09 Haziran 2020

SÖZÜN EVRİMİ

Dil Gelişimi ile ilgili farklı kuramlar mevcuttur. Bu kuramlardan biri de, "Psikolinguistik/Doğuştancı/Biyolojik Kuram"dır. Bu kurama göre insan beyni doğuştan dili öğrenmeye programlanmıştır.

Bu kuramın temsilcilerinden olan dil bilimci Noam Chomsky'e göre insan (yani bebekler) sözcüklerin anlamlarını önce zihinde kavrar ardından öğrenilen kelimeleri kullanır. Yani bebeklerde önce "alıcı dil" ardından da "ifade edici dil" gelişir.

 

Peki nedir bunlar?

Alıcı dil, bebeklerde ilk olarak ortaya çıkan dil yeteneğidir. Bir yaşına doğru gözlenen ve sözcükleri öğrenme, anlama eğilimi olarak literatüre geçmiştir. Yani alıcı dille bebeklerin artık sözcüklari anladığını (anlamlandırma sürecinin işlediğini) söyleyebiliriz.

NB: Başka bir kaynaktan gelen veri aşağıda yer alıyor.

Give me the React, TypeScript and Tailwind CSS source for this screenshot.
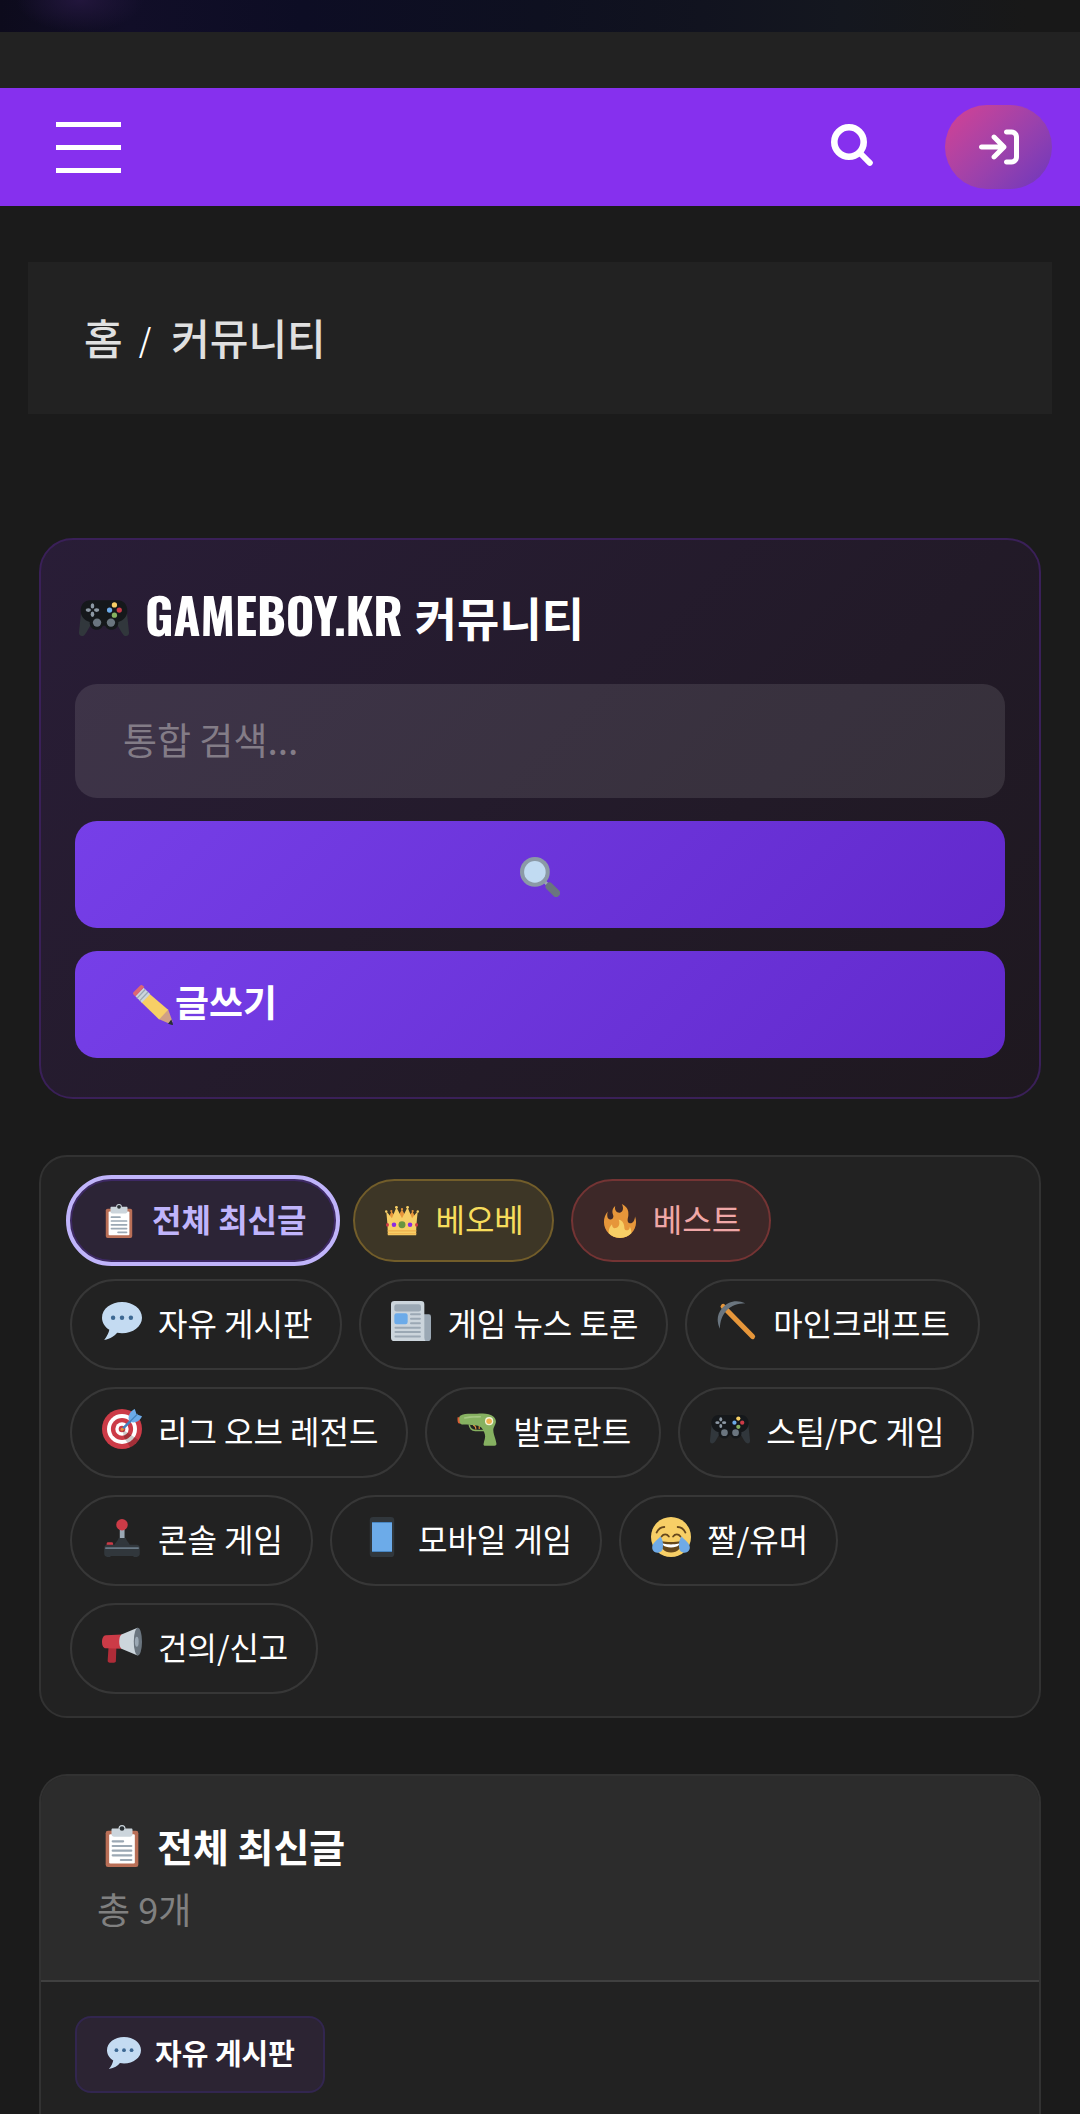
import type { ReactNode } from "react";
import { FaArrowRightToBracket } from "react-icons/fa6";

type IconProps = { className?: string };

const SearchIcon = ({ className = "" }: IconProps) => (
  <svg
    viewBox="0 0 42 42"
    aria-hidden="true"
    fill="none"
    stroke="currentColor"
    className={className}
  >
    <circle cx="18" cy="18" r="14.700" strokeWidth="6.600" />
    <path d="m29 29 9.800 9.800" strokeWidth="6" strokeLinecap="round" />
  </svg>
);

const Emoji = ({
  className = "",
  children,
}: IconProps & { children: ReactNode }) => (
  <svg
    viewBox="0 0 36 36"
    aria-hidden="true"
    className={`shrink-0 ${className}`}
  >
    {children}
  </svg>
);

const Gamepad = ({ className }: IconProps) => (
  <Emoji className={className}>
    <path
      fill="#31373c"
      d="M1.5 14 0 28c-.2 2.300.8 3 2 3 1.500 0 2.200-1 3.500-3l4-7zM34.500 14 36 28c.2 2.300-.8 3-2 3-1.500 0-2.200-1-3.500-3l-4-7z"
    />
    <path
      fill="#15181b"
      d="M8 5.300h20c4 0 6.800 3 6.800 7.500 0 4-2.800 7.200-6.500 8a5 5 0 0 1-9.500 2.800h-1.600a5 5 0 0 1-9.500-2.800c-3.700-.8-6.500-4-6.500-8C1.200 8.300 4 5.300 8 5.300z"
    />
    <g fill="#8d99a5">
      <ellipse cx="9.700" cy="9.300" rx="1.300" ry="1.900" />
      <ellipse cx="9.700" cy="15.300" rx="1.300" ry="1.900" />
      <ellipse cx="6.700" cy="12.300" rx="1.900" ry="1.300" />
      <ellipse cx="12.700" cy="12.300" rx="1.900" ry="1.300" />
    </g>
    <circle cx="25.500" cy="8.600" r="1.900" fill="#f7cf66" />
    <circle cx="25.500" cy="16" r="1.900" fill="#86b161" />
    <circle cx="22" cy="12.300" r="1.900" fill="#6cabe9" />
    <circle cx="29" cy="12.300" r="1.900" fill="#cc3b47" />
    <circle cx="13" cy="21.300" r="3" fill="#6a757f" />
    <circle cx="23" cy="21.300" r="3" fill="#6a757f" />
  </Emoji>
);

const Magnifier = ({ className }: IconProps) => (
  <Emoji className={className}>
    <path stroke="#9ba8b4" strokeWidth="3" d="m21 21 5 5" />
    <path
      stroke="#6a757f"
      strokeWidth="7"
      strokeLinecap="round"
      d="m26.500 26.500 6 6"
    />
    <circle cx="13.400" cy="13.400" r="13.400" fill="#8b9aa6" />
    <circle cx="13.400" cy="13.400" r="9.700" fill="#c1dbf2" />
  </Emoji>
);

const Pencil = ({ className }: IconProps) => (
  <Emoji className={className}>
    <path fill="#d0a086" d="M23 30.500 31.500 21.500 35.600 33 33.500 35.200z" />
    <path fill="#292f33" d="m34.500 31 1.500 4.300c.1.500-.3.800-.8.700l-3.700-1.200z" />
    <path fill="#f7cf66" d="m15 8 16.600 14.200L23.500 31 7.500 15.500z" />
    <path fill="#ccd5dc" d="m9.500 2.500 6 5.500-7.500 8-6-6z" />
    <path
      fill="none"
      stroke="#9ba8b4"
      strokeWidth="1.200"
      d="m11 4-7.500 8M13.500 6.300l-7.500 8"
    />
    <path
      fill="#dd6773"
      d="M.4 6.500 6.300.6c.8-.8 1.800-.8 2.600 0l1.300 1.200-8 8.500L.4 8.500c-.5-.5-.5-1.400 0-2z"
    />
  </Emoji>
);

const Clipboard = ({ className }: IconProps) => (
  <Emoji className={className}>
    <rect x="4" y="5" width="28" height="31" rx="2" fill="#b96f57" />
    <rect x="7" y="8" width="22" height="25" rx="1" fill="#fff" />
    <path
      fill="#ccd5dc"
      d="M10 3h5a3 3 0 0 1 6 0h5c.6 0 1 .5 1 1v4c0 1.100-.9 2-2 2H11a2 2 0 0 1-2-2V4c0-.5.4-1 1-1z"
    />
    <circle cx="18" cy="3" r="2" fill="#292f33" />
    <path
      stroke="#9ba8b4"
      strokeWidth="1.800"
      strokeLinecap="round"
      d="M10 14h9M10 18h16M10 22h16M10 26h16M17 30h9"
    />
  </Emoji>
);

const Crown = ({ className }: IconProps) => (
  <Emoji className={className}>
    <path
      fill="#e6963a"
      d="M14.174 17.075 6.750 7.594l-3.722 9.481zM17.938 5.534l-6.563 12.389H24.500zM21.826 17.075l7.424-9.481 3.722 9.481z"
    />
    <path
      fill="#f7cf66"
      d="M28.669 15.190 23.887 3.523l-5.880 11.668h-.014l-5.880-11.668L7.331 15.190C4.197 10.833 1.280 8.042 1.280 8.042S3 20.750 3 33h30c0-12.250 1.720-24.958 1.720-24.958s-2.917 2.791-6.051 7.148z"
    />
    <g fill="#f7cf66">
      <circle cx="1.300" cy="8" r="1.300" />
      <circle cx="12.100" cy="3.500" r="1.500" />
      <circle cx="23.900" cy="3.500" r="1.500" />
      <circle cx="34.700" cy="8" r="1.300" />
    </g>
    <circle cx="6.700" cy="7.500" r="1.200" fill="#e6963a" />
    <circle cx="29.300" cy="7.500" r="1.200" fill="#e6963a" />
    <circle cx="18" cy="5.500" r="1.200" fill="#e6963a" />
    <circle cx="18" cy="22" r="3.700" fill="#6a953f" />
    <circle cx="26.500" cy="22" r="2.400" fill="#8b2be2" />
    <circle cx="9.500" cy="22" r="2.400" fill="#8b2be2" />
    <ellipse cx="2.600" cy="22" rx="1.600" ry="2" fill="#cc3b47" />
    <ellipse cx="33.400" cy="22" rx="1.600" ry="2" fill="#cc3b47" />
    <path stroke="#efb04e" strokeWidth="1.200" d="M2.800 28.500h30.400M2.800 31.500h30.400" />
  </Emoji>
);

const Fire = ({ className }: IconProps) => (
  <Emoji className={className}>
    <path
      fill="#e6963a"
      d="M35 19c0-2.062-.367-4.039-1.040-5.868-.46 5.389-3.333 8.157-6.335 6.868-2.812-1.208-.917-5.917-.777-8.164.236-3.809-.012-8.169-6.931-11.794 2.875 5.500.333 8.917-2.333 9.125-2.958.231-5.667-2.542-4.667-7.042-3.238 2.386-3.332 6.402-2.333 9 1.042 2.708-.042 4.958-2.583 5.208-2.840.28-4.418-3.041-2.963-8.333C2.520 10.965 1 14.805 1 19c0 9.389 7.611 17 17 17s17-7.611 17-17z"
    />
    <path
      fill="#f7cf66"
      d="M28.394 23.999c.148 3.084-2.561 4.293-4.019 3.709-2.106-.843-1.541-2.291-2.083-5.291s-2.625-5.083-5.708-6c2.250 6.333-1.247 8.667-3.080 9.084-1.872.426-3.753-.001-3.968-4.007C7.352 23.668 6 26.676 6 30c0 .368.023.73.055 1.090C9.125 34.124 13.342 36 18 36s8.875-1.876 11.945-4.910c.032-.36.055-.722.055-1.090 0-2.187-.584-4.236-1.606-6.001z"
    />
  </Emoji>
);

const SpeechBalloon = ({ className }: IconProps) => (
  <Emoji className={className}>
    <path
      fill="#c4dbf2"
      d="M18 1C8.059 1 0 7.268 0 15c0 4.368 2.574 8.268 6.604 10.835C6.080 28.144 4.859 31.569 2 35c5.758-.96 9.439-3.761 11.716-6.416 1.376.262 2.805.416 4.284.416 9.941 0 18-6.268 18-14S27.941 1 18 1z"
    />
    <circle cx="10" cy="15" r="2" fill="#3d6893" />
    <circle cx="18" cy="15" r="2" fill="#3d6893" />
    <circle cx="26" cy="15" r="2" fill="#3d6893" />
  </Emoji>
);

const Newspaper = ({ className }: IconProps) => (
  <Emoji className={className}>
    <path fill="#9ba8b4" d="M28 12h6a2 2 0 0 1 2 2v19a3 3 0 0 1-3 3h-5z" />
    <path
      fill="#ccd5dc"
      d="M3 0h24a3 3 0 0 1 3 3v30c0 1.200.4 2.200 1 3H3a3 3 0 0 1-3-3V3a3 3 0 0 1 3-3z"
    />
    <rect x="3" y="3" width="24" height="6.500" rx="2" fill="#9ba8b4" />
    <rect x="3" y="11" width="12" height="10" rx="2" fill="#6cabe9" />
    <path
      stroke="#9ba8b4"
      strokeWidth="1.800"
      strokeLinecap="round"
      d="M18 12h8M18 16h8M18 20h8M4 24h22M4 28h22M4 32h22"
    />
  </Emoji>
);

const Pickaxe = ({ className }: IconProps) => (
  <Emoji className={className}>
    <path
      stroke="#e6963a"
      strokeWidth="4.600"
      strokeLinecap="round"
      d="m5.500 5 26.500 27"
    />
    <path
      fill="#6a757f"
      d="M2.500 25C-.5 18 0 12 4.500 6.500 10 0 18-1.500 25.500 2 18.500 2.300 13 4 8.800 8.300 4.500 12.800 2.900 18 2.500 25z"
    />
  </Emoji>
);

const Target = ({ className }: IconProps) => (
  <Emoji className={className}>
    <circle cx="18" cy="18" r="18" fill="#cc3b47" />
    <circle cx="18" cy="18" r="13.500" fill="#fff" />
    <circle cx="18" cy="18" r="10" fill="#cc3b47" />
    <circle cx="18" cy="18" r="6" fill="#fff" />
    <circle cx="18" cy="18" r="3" fill="#cc3b47" />
    <path
      fill="#000"
      opacity=".2"
      d="m18.200 18.300 14.800 9.600c-1.800 3-4.600 5.300-7.600 6.600L20 26z"
    />
    <path
      stroke="#4482bd"
      strokeWidth="2.200"
      strokeLinecap="round"
      d="M19 17.500 29.500 7"
    />
    <path
      fill="#6cabe9"
      d="M24 9.500C23.500 5 26 1.500 29.500 0l1.600 4.800L36 6.500C34.500 10 31 12.700 26.500 12z"
    />
    <path stroke="#4482bd" strokeWidth="1.200" d="m24 12.500 8-8" />
    <circle cx="18.200" cy="18.200" r="1.400" fill="#e6963a" />
  </Emoji>
);

const WaterPistol = ({ className }: IconProps) => (
  <Emoji className={className}>
    <path fill="#dd5e35" d="M.5 7.500h3V13H1.800C.6 13 .3 11 .5 7.500z" />
    <path
      fill="none"
      stroke="#86b161"
      strokeWidth="1.300"
      d="M11 14c.5 3.500 2 5 5.500 5.300h8"
    />
    <path
      fill="none"
      stroke="#e6963a"
      strokeWidth="1"
      d="M14.500 14.500c2 .5 2.500 1.500 2.500 4M20 14v4"
    />
    <path
      fill="#86b161"
      d="M2.500 6.200C6 4 11 4.300 16 4.300c5.500 0 8.500-.6 12.500.4 3.500.9 6.300 3.200 6.500 6.300.2 3-2.500 5-2.300 8.500.2 4 2.800 9 2.800 12 0 1-.7 1.500-1.700 1.500h-8.500c-1 0-1.600-.6-1.400-1.600.6-3.400 2-5.400 1.200-8.400-.8-2.800-2.300-6-4.600-7.200C17 14 10 14.500 4.500 14c-2-.2-3-5-2-7.800z"
    />
    <path stroke="#a6c983" strokeWidth="1.400" strokeLinecap="round" d="M7 8c5-1 9-.8 14-1" />
    <circle cx="28.900" cy="11" r="3.700" fill="#f4f4d8" />
    <circle cx="28.900" cy="11" r="2.500" fill="#efb04e" />
  </Emoji>
);

const Joystick = ({ className }: IconProps) => (
  <Emoji className={className}>
    <path fill="#9ba8b4" d="M16 10h4.300v11H16z" />
    <path fill="#31373c" d="M15 19h6.500c.7 3 3 4 4 7.500H10.800c1-3.500 3.400-4.500 4.200-7.500z" />
    <rect x="4.200" y="22.700" width="5.800" height="4" rx="1.300" fill="#cc3b47" />
    <path
      fill="#31373c"
      d="M5 25h26c2 0 3 1.200 3 3v5c0 1.300-.7 2.200-2 2.500 0 .3-.5.500-1 .5h-2c-.6 0-1-.5-1-.8H8c0 .3-.4.800-1 .8H5c-.5 0-1-.2-1-.5-1.300-.3-2-1.200-2-2.500v-5c0-1.800 1-3 3-3z"
    />
    <path stroke="#6a7a86" strokeWidth="1.600" strokeLinecap="round" d="M3.500 28h29" />
    <circle cx="18" cy="7" r="5.200" fill="#cc3b47" />
  </Emoji>
);

const Mobile = ({ className }: IconProps) => (
  <Emoji className={className}>
    <rect x="7" width="22" height="36" rx="3" fill="#31373c" />
    <path fill="#4482bd" d="M9 4.500h18v27H9z" />
    <path fill="#6cabe9" d="M9 5.300h18v25.400H9z" />
  </Emoji>
);

const Joy = ({ className }: IconProps) => (
  <Emoji className={className}>
    <circle cx="18" cy="18" r="18" fill="#f7cf66" />
    <g fill="none" stroke="#65471b" strokeWidth="1.600" strokeLinecap="round">
      <path d="M5 14c1.500-3 4-5 7-5M31 14c-1.500-3-4-5-7-5" />
      <path d="M9.500 17.500c1.800-2.400 4.800-2.400 6.600 0M19.900 17.500c1.800-2.400 4.800-2.400 6.600 0" />
    </g>
    <path
      fill="#65471b"
      d="M18 22.500c-3.600 0-6-.4-9-1-.7-.1-1 .2-1 .8C8 27.500 12 32 18 32s10-4.500 10-9.700c0-.6-.3-.9-1-.8-3 .6-5.400 1-9 1z"
    />
    <path
      fill="#fff"
      d="M9.500 23.700s3.500 1 8.500 1 8.500-1 8.500-1-1.500 3.800-8.500 3.800-8.500-3.800-8.500-3.800z"
    />
    <path
      fill="#6faae6"
      d="M8.500 17.500C11 21 11 24 10.700 28c-.3 2.700-2.500 4.400-5 4.200-2.800-.2-4.800-2.400-4.600-5.200.3-3.700 4-6 7.400-9.500zM27.500 17.500C25 21 25 24 25.300 28c.3 2.700 2.500 4.400 5 4.200 2.800-.2 4.800-2.400 4.600-5.200-.3-3.700-4-6-7.400-9.500z"
    />
  </Emoji>
);

const Megaphone = ({ className }: IconProps) => (
  <Emoji className={className}>
    <path fill="#af2c38" d="M6 18h7l-.5 14.500c0 1-.8 1.500-1.800 1.500H7c-1.200 0-2-.8-1.900-2z" />
    <path fill="#cc3b47" d="M18 8.500 3.500 9.300C1.200 9.500 0 12 0 15s1 5.800 3.500 6L18 21.300z" />
    <path fill="#ccd5dc" d="M17.500 8.500 32 2.500v25l-14.500-6.200c-2.700-2-2.700-10.800 0-12.800z" />
    <ellipse cx="32.300" cy="15" rx="3.700" ry="12.500" fill="#6a757f" />
    <ellipse cx="31.300" cy="15" rx="1.700" ry="4.500" fill="#9ba8b4" />
  </Emoji>
);

const highlights = [
  {
    label: "전체 최신글",
    Icon: Clipboard,
    style:
      "border-[#3e2965] bg-[#2c2436] font-bold text-[#c0b4fb] outline-4 outline-[#c0b4fb]",
  },
  {
    label: "베오베",
    Icon: Crown,
    style: "border-[#725d2a] bg-[#3d3626] text-[#f7dd5c]",
  },
  {
    label: "베스트",
    Icon: Fire,
    style: "border-[#743434] bg-[#3d2828] text-[#f0a7a7]",
  },
];

const boards = [
  { label: "자유 게시판", Icon: SpeechBalloon },
  { label: "게임 뉴스 토론", Icon: Newspaper },
  { label: "마인크래프트", Icon: Pickaxe },
  { label: "리그 오브 레전드", Icon: Target },
  { label: "발로란트", Icon: WaterPistol },
  { label: "스팀/PC 게임", Icon: Gamepad },
  { label: "콘솔 게임", Icon: Joystick },
  { label: "모바일 게임", Icon: Mobile },
  { label: "짤/유머", Icon: Joy },
  { label: "건의/신고", Icon: Megaphone },
];

const App = () => {
  return (
    <div className="flex min-h-screen flex-col bg-[#1b1b1b] font-['Noto_Sans_CJK_KR',sans-serif] text-white">
      {/* Hero bottom edge */}
      <div className="h-8 bg-[radial-gradient(64px_32px_at_80px_0px,#22163c,transparent),linear-gradient(90deg,#0d0b1c_0%,#110e28_12%,#0d0d24_28%,#0e1020_50%,#11131f_65%,#14171f_78%,#181818_95%)]" />
      <div className="h-14 bg-[#222]" />

      {/* Header */}
      <header className="flex items-center justify-between bg-[#8630ee] py-[17px] pr-7 pl-14">
        <button
          type="button"
          aria-label="메뉴"
          className="flex w-[65px] flex-col gap-[18px]"
        >
          <span className="h-[5px] bg-white" />
          <span className="h-[5px] bg-white" />
          <span className="h-[5px] bg-white" />
        </button>
        <div className="flex items-center gap-[72px]">
          <button type="button" aria-label="검색" className="pb-1">
            <SearchIcon className="size-[42px]" />
          </button>
          <a
            href="#login"
            aria-label="로그인"
            className="flex h-[84px] w-[107px] items-center justify-center rounded-full bg-linear-135 from-[#d63f92] to-[#6d35bd]"
          >
            <FaArrowRightToBracket className="size-10" />
          </a>
        </div>
      </header>

      {/* Breadcrumb */}
      <nav
        aria-label="breadcrumb"
        className="mx-7 mt-14 flex h-[152px] items-center gap-4 bg-[#222] px-14 pb-1 text-[42px] font-medium text-[#e0e0e0]"
      >
        <a href="#home">홈</a>
        <span className="pt-1 pr-1 text-[32px] font-normal text-white">/</span>
        <span>커뮤니티</span>
      </nav>

      <main className="mx-[39px] mt-31 flex grow flex-col gap-14">
        {/* Community search */}
        <section className="rounded-[34px] border-2 border-[#3a2058] bg-linear-135 from-[#291d37] to-[#1e181f] px-[34px] pt-[42px] pb-[39px]">
          <h1 className="mb-[30px] flex h-[72px] items-center gap-4 font-bold">
            <Gamepad className="ml-1 size-[50px]" />
            <span className="flex items-baseline gap-3 pb-1.5">
              <span className="font-['Oswald','Liberation_Sans_Narrow',sans-serif] text-[49px]">
                GAMEBOY.KR
              </span>
              <span className="text-[46px]">커뮤니티</span>
            </span>
          </h1>
          <form className="flex flex-col gap-[23px]">
            <input
              type="search"
              aria-label="통합 검색"
              placeholder="통합 검색..."
              className="h-[114px] w-full rounded-[22px] bg-white/10 px-12 pb-1 text-[37px] placeholder:text-[#837c87]"
            />
            <button
              type="submit"
              aria-label="검색"
              className="flex h-[107px] items-center justify-center rounded-[22px] bg-linear-135 from-[#763fe8] to-[#6229cc] pt-1"
            >
              <Magnifier className="size-10" />
            </button>
            <a
              href="#write"
              className="flex h-[107px] items-center gap-0.5 rounded-[22px] bg-linear-135 from-[#763fe8] to-[#6229cc] px-[58px] text-[37px] font-bold"
            >
              <Pencil className="size-10" />
              <span className="pb-1.5">글쓰기</span>
            </a>
          </form>
        </section>

        {/* Board list */}
        <nav
          aria-label="게시판"
          className="flex flex-col gap-[17px] rounded-[28px] border-2 border-[#323232] bg-[#222] px-[29px] py-[22px] text-[32px]"
        >
          <div className="flex flex-wrap gap-[17px]">
            {highlights.map(({ label, Icon, style }) => (
              <a
                key={label}
                href={`#${label}`}
                className={`flex h-[83px] items-center gap-4 rounded-full border-2 pr-7 pl-[30px] ${style}`}
              >
                <Icon className="size-[34px]" />
                <span className="pb-1.5">{label}</span>
              </a>
            ))}
          </div>
          <div className="flex flex-wrap gap-[17px]">
            {boards.map(({ label, Icon }) => (
              <a
                key={label}
                href={`#${label}`}
                className="flex h-[91px] items-center gap-4 rounded-full border-2 border-[#373737] pr-7 pl-[30px]"
              >
                <Icon className="mb-2 size-10" />
                <span className="pb-1.5">{label}</span>
              </a>
            ))}
          </div>
        </nav>

        {/* Latest posts */}
        <section className="grow rounded-t-[28px] border-2 border-b-0 border-[#323232] bg-[#222]">
          <div className="rounded-t-[26px] border-b-2 border-[#404040] bg-[#2c2c2c] px-14 py-[42px]">
            <h2 className="flex h-[60px] items-center gap-3.5 text-[39px] font-bold">
              <Clipboard className="mb-1 ml-1 size-[42px]" />
              <span className="pb-1.5">전체 최신글</span>
            </h2>
            <p className="text-[36px] leading-[60px] text-[#808080]">총 9개</p>
          </div>
          <div className="flex p-[34px]">
            <a
              href="#free"
              className="flex h-[77px] items-center gap-3.5 rounded-2xl border-2 border-[#32264f] bg-[#2c2433] pr-7 pl-[30px] text-[29px] font-bold"
            >
              <SpeechBalloon className="mb-1 size-[34px]" />
              <span className="pb-1">자유 게시판</span>
            </a>
          </div>
        </section>
      </main>
    </div>
  );
};

export default App;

İfade edici dil ise, bebeklerin anladıkları dili artık eyleme döktüğü yani kullandığı aşamadır.

Şuraya zihnimizin dikkat merceklerini tutalım isterim: İfade edici dil, alıcı dilden sonra ortaya çıkar. Buradan çıkarmak istediğim şey; bilişsel gelişimi bir yetişkininki kadar ileri seviyede olmayan bebekler, sözcükleri önce anlar sonra kullanmaya başlarlar.

 

Peki ya yetişkinler ne yapar?

Bilincinde olmadan söylenmiş cümleleri, gelişigüzel bir araya getirilmiş kelimeleri vardır yetişkinlerin. Düşene bir el, yaralanana bir ilaç veya kırılmışa bir yapıştırıcı olmayan hesaplanmamış söz öbekleri vardır. "Sahipliğini üstlendiğimiz kelimeleri, şifa niyetine mi zehir niyetine mi kullanıyoruz?" sorusunu zihinlerden geçirmemekte ısrar eden yetişkinlerimizin sayısı da oldukça fazladır.

Fakat bunun dışında elbette dili ile beyni arasındaki köprüyü iyi inşa eden bilinçli yetişkinler de mevcuttur. Nahif, bilinçli ve farkındalığı yüksek insanlar, ağızdan konuşmanın son derece korkunç sonuçlar doğuracağını bildikleri için beyinlerinden konuşurlar.

Bu bağlamda İslâm dini de mensuplarını  düşünmeye davet eder. Öyle ki Muminun Sûresi 3. ayet İslâm'ın insanını, anlamlı ve faydalı konuşmasıyla tanımlar:

"Onlar ki, faydasız işlerden ve boş sözlerden yüz çevirirler." (MUMİNUN / 3)

Hâsılı sevgili okur, gün, dil gelişiminin normal seyrine engel olmadan önce alıcı dilin sözcükleri alıp, anlamasına müsaade edip (ölçüp, tartıp) ardından kullanma günüdür.

Son olarak, düşünce, söz, davranış ve niyetlerimiz, hayattaki duruşumuzun arka planını oluşturmaktadır. İnsan, nerede nasıl duracağını, hangi sözcüğü nasıl ve nerede kullanacağını iyi ayarlamalıdır. Zira sırf konuşmak için, zamanı doldurmak için kullanılan söz israfının, failine geri dönüşü külfettir. Çünkü başlatılan herhangi bir dalga, dönüp dolaştıktan sonra  tekrar  sahibine geri döner.

Öyleyse "Bin düşün bir söyle" atasözünü düstur edinmiş ve iyi ayarlanmış sözcükleriniz olsun sevgili okur.